Recently I got to thinking about beer judging abilities, and the various senses that are used to perform evaluations: sight, smell, taste and feel.  I focused on how much judges rely on “sensory memory” and how that might be improved or increased.  Sensory memory, for the uninitiated, is experiencing something over and over again and committing that experience to memory (for instance, tasting a Belgian Witbier multiple times to help you remember all of that style’s sensory attributes).

Now, this experiment may not necessarily make one a better judge, but I think it could (with practice) lead one in that direction, though none of this is scientifically conclusive.

Want to play along?  Start by visualizing something fairly common- a cup of coffee.  I think about 100% of you reading this are able to conjure up an image in your brain of a cup of coffee.  Easy-peasy.

Now, let’s take it to the next step.  Force yourself to smell that imaginary coffee in that imaginary cup.  It may take a little time and concentration, but it shouldn’t be too difficult.  I suppose it helps if you are a coffee drinker, but I think even non-coffee drinkers should be able to accomplish this.

Now take the next step.  Think about that coffee flavor; concentrate on it so hard you can actually imagine the taste of the coffee.  Congratulations, you’re exercising your sensory memory!

For this next round, let’s take it a step further.  First, visualize a ripe banana.  Next, imagine the smell of the peeled banana.  Now concentrate on the taste of that banana.  This shouldn’t have been too difficult.

Now it’s time to work on your sense of mouthfeel.  There are few edible things that feel like banana being chewed, so if you are a banana eater, this should also be easy.

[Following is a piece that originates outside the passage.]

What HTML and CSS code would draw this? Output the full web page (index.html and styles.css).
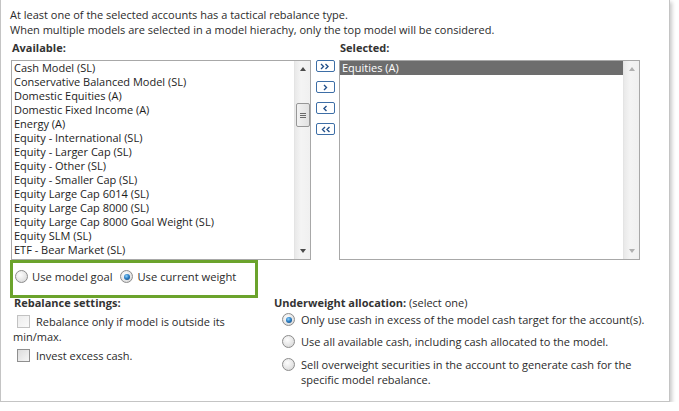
FILE: index.html
```html
<!DOCTYPE html>
<html>
<head>
<meta charset="utf-8">
<link rel="stylesheet" href="styles.css">
</head>
<body>
<div class="panel">
  <p class="intro">At least one of the selected accounts has a tactical rebalance type.<br>When multiple models are selected in a model hierachy, only the top model will be considered.</p>
  <div class="pickers">
    <div class="col col-avail">
      <div class="label">Available:</div>
      <div class="listbox">
        <ul class="items">
          <li>Cash Model (SL)</li>
          <li>Conservative Balanced Model (SL)</li>
          <li>Domestic Equities (A)</li>
          <li>Domestic Fixed Income (A)</li>
          <li>Energy (A)</li>
          <li>Equity - International (SL)</li>
          <li>Equity - Larger Cap (SL)</li>
          <li>Equity - Other (SL)</li>
          <li>Equity - Smaller Cap (SL)</li>
          <li>Equity Large Cap 6014 (SL)</li>
          <li>Equity Large Cap 8000 (SL)</li>
          <li>Equity Large Cap 8000 Goal Weight (SL)</li>
          <li>Equity SLM (SL)</li>
          <li>ETF - Bear Market (SL)</li>
        </ul>
        <div class="scroll">
          <span class="arrow up"></span>
          <div class="track"><div class="thumb"><i></i><i></i><i></i></div></div>
          <span class="arrow down"></span>
        </div>
      </div>
    </div>
    <div class="movers">
      <button class="mv"><svg width="11" height="7" viewBox="0 0 11 7"><path d="M1 1l2.5 2.5L1 6M5.5 1L8 3.5 5.5 6" fill="none" stroke="#23508a" stroke-width="1.4"/></svg></button>
      <button class="mv"><svg width="11" height="7" viewBox="0 0 11 7"><path d="M4 1l2.5 2.5L4 6" fill="none" stroke="#23508a" stroke-width="1.4"/></svg></button>
      <button class="mv"><svg width="11" height="7" viewBox="0 0 11 7"><path d="M6.5 1L4 3.5 6.5 6" fill="none" stroke="#23508a" stroke-width="1.4"/></svg></button>
      <button class="mv"><svg width="11" height="7" viewBox="0 0 11 7"><path d="M5 1L2.5 3.5 5 6M9.5 1L7 3.5 9.5 6" fill="none" stroke="#23508a" stroke-width="1.4"/></svg></button>
    </div>
    <div class="col col-sel">
      <div class="label">Selected:</div>
      <div class="listbox">
        <ul class="items">
          <li class="chosen">Equities (A)</li>
        </ul>
        <div class="scroll disabled">
          <span class="arrow up"></span>
          <div class="track"></div>
          <span class="arrow down"></span>
        </div>
      </div>
    </div>
  </div>
  <div class="weight-row">
    <label class="opt"><span class="radio"></span>Use model goal</label>
    <label class="opt"><span class="radio on"></span>Use current weight</label>
    <div class="highlight"></div>
  </div>
  <div class="bottom">
    <div class="rebal">
      <div class="label">Rebalance settings:</div>
      <p class="check-line"><span class="check faded"></span>Rebalance only if model is outside its<br>min/max.</p>
      <p class="check-line second"><span class="check"></span>Invest excess cash.</p>
    </div>
    <div class="under">
      <div class="label-line"><b>Underweight allocation:</b> (select one)</div>
      <div class="radio-line"><span class="radio on"></span><span>Only use cash in excess of the model cash target for the account(s).</span></div>
      <div class="radio-line"><span class="radio"></span><span>Use all available cash, including cash allocated to the model.</span></div>
      <div class="radio-line last"><span class="radio"></span><span>Sell overweight securities in the account to generate cash for the<br>specific model rebalance.</span></div>
    </div>
  </div>
</div>
</body>
</html>
```

FILE: styles.css
```css
* { box-sizing: border-box; }
html, body { margin: 0; padding: 0; background: #fff; }
body {
  font-family: "Open Sans", "Noto Sans", "DejaVu Sans", sans-serif;
  font-size: 11px;
  line-height: 15px;
  color: #2b2b2b;
}
.panel {
  width: 670px;
  height: 402px;
  border: 1px solid #c4c4c4;
  border-top: none;
  box-shadow: 2px 2px 4px rgba(0,0,0,0.22);
  padding: 7px 0 0 10px;
}
.intro { margin: 0 0 0 -1px; }
.pickers { display: flex; align-items: flex-start; margin-top: 3px; }
.label { font-weight: 700; color: #333; height: 15px; margin-left: 1px; }
.col-avail { width: 300px; }
.col-sel { width: 301px; margin-left: 4px; }
.listbox {
  margin-top: 5px;
  height: 200px;
  border: 1px solid #a8a8a8;
  display: flex;
  background: #fff;
}
.items {
  list-style: none;
  margin: 0;
  padding: 0;
  flex: 1;
  overflow: hidden;
}
.items li {
  height: 14px;
  line-height: 14px;
  padding-left: 2px;
  white-space: nowrap;
  color: #1d1d1d;
}
.items li.chosen { background: #6d6d6d; color: #fff; }
.scroll {
  width: 16px;
  background: linear-gradient(to right, #e9e9e9, #f4f4f4 40%, #f0f0f0);
  border-left: 1px solid #e4e4e4;
  display: flex;
  flex-direction: column;
  align-items: center;
}
.arrow {
  width: 0; height: 0;
  border-left: 3.5px solid transparent;
  border-right: 3.5px solid transparent;
  margin: 6px 0;
}
.arrow.up { border-bottom: 4px solid #4a4a4a; }
.arrow.down { border-top: 4px solid #4a4a4a; }
.scroll.disabled .arrow.up { border-bottom-color: #b0b0b0; }
.scroll.disabled .arrow.down { border-top-color: #b0b0b0; }
.track { flex: 1; width: 100%; padding-top: 26px; display: flex; justify-content: center; }
.thumb {
  width: 14px;
  height: 24px;
  border: 1px solid #979797;
  border-radius: 2px;
  background: linear-gradient(to right, #f2f2f2, #e2e2e2);
  display: flex;
  flex-direction: column;
  align-items: center;
  justify-content: center;
  gap: 1px;
}
.thumb i { display: block; width: 6px; height: 1px; background: #6a6a6a; }
.movers {
  width: 19px;
  margin: 20px 0 0 5px;
  display: flex;
  flex-direction: column;
  gap: 9px;
}
.mv {
  width: 19px;
  height: 12px;
  padding: 0;
  border: 1px solid #3d6ea6;
  border-radius: 2px;
  background: #fff;
  display: flex;
  align-items: center;
  justify-content: center;
}
.mv svg { display: block; }
.weight-row {
  position: relative;
  display: flex;
  align-items: center;
  height: 15px;
  margin-top: 9px;
  margin-left: 4px;
  gap: 8px;
  font-size: 11.2px;
}
.opt { display: flex; align-items: center; gap: 4px; }
.highlight {
  position: absolute;
  left: -5px;
  top: -9px;
  width: 248px;
  height: 38px;
  border: 3px solid #6ba32c;
  pointer-events: none;
}
.radio {
  width: 13px;
  height: 13px;
  border-radius: 50%;
  border: 1px solid #8c8c8c;
  background: radial-gradient(circle at 40% 35%, #fdfdfd 0%, #e6e6e6 55%, #d0d0d0 100%);
  display: inline-flex;
  align-items: center;
  justify-content: center;
  flex: none;
}
.radio.on::after {
  content: "";
  width: 6px;
  height: 6px;
  border-radius: 50%;
  background: radial-gradient(circle at 40% 35%, #8fd3ff 0%, #2d7fc3 45%, #0f3f73 100%);
}
.bottom { display: flex; margin-top: 11px; }
.rebal { width: 262px; margin-left: 2px; }
.rebal .label { margin-left: 1px; }
.check-line { margin: 4px 0 0; }
.check-line.second { margin-top: 4px; }
.check {
  display: inline-block;
  width: 13px;
  height: 13px;
  border: 1px solid #8f8f8f;
  background: linear-gradient(135deg, #dcdcdc, #f6f6f6);
  vertical-align: -2px;
  margin: 0 6px 0 4px;
}
.check.faded { border-color: #c2c2c2; background: linear-gradient(135deg, #ececec, #fafafa); }
.under { margin-left: -1px; }
.label-line b { color: #333; }
.radio-line { display: flex; align-items: flex-start; margin-top: 7px; margin-left: 8px; gap: 6px; }
.radio-line .radio { margin-top: 1px; }
.radio-line:nth-child(2) { margin-top: 2px; }
.radio-line.last { margin-top: 8px; }
```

Interesting how that works, isn’t it?  Here are some other fairly common and random things that have distinctive aromas and flavors.  See how many of them you can successfully smell, taste and feel in your imagination.

·         Honey

·         Peanuts

·         Vanilla

·         Butter

·         Cinnamon

It stands to reason that the more one is familiar with any given consumable item, the more likely one will be able to successfully see, smell, taste and feel them in one’s imagination.  The more one is exposed to a wide variety of aromas and flavors, the better beer judge one is likely to be.

The downside to this experiment is that it can’t be objectively measured; its success depends purely on voluntary, personal feedback.  There is no way to prove or disprove that people are successfully smelling, tasting, and feeling any of these sensory suggestions, based on imagination alone.

Relative to this, we are reminded that humans are fallible and imperfect as beer judges.  Until there is a robot or a computer that can evaluate liquids organoleptically, human assessment is the best we can do.  It’s up to humans to do the best they can do.  It may start with building sensory memory.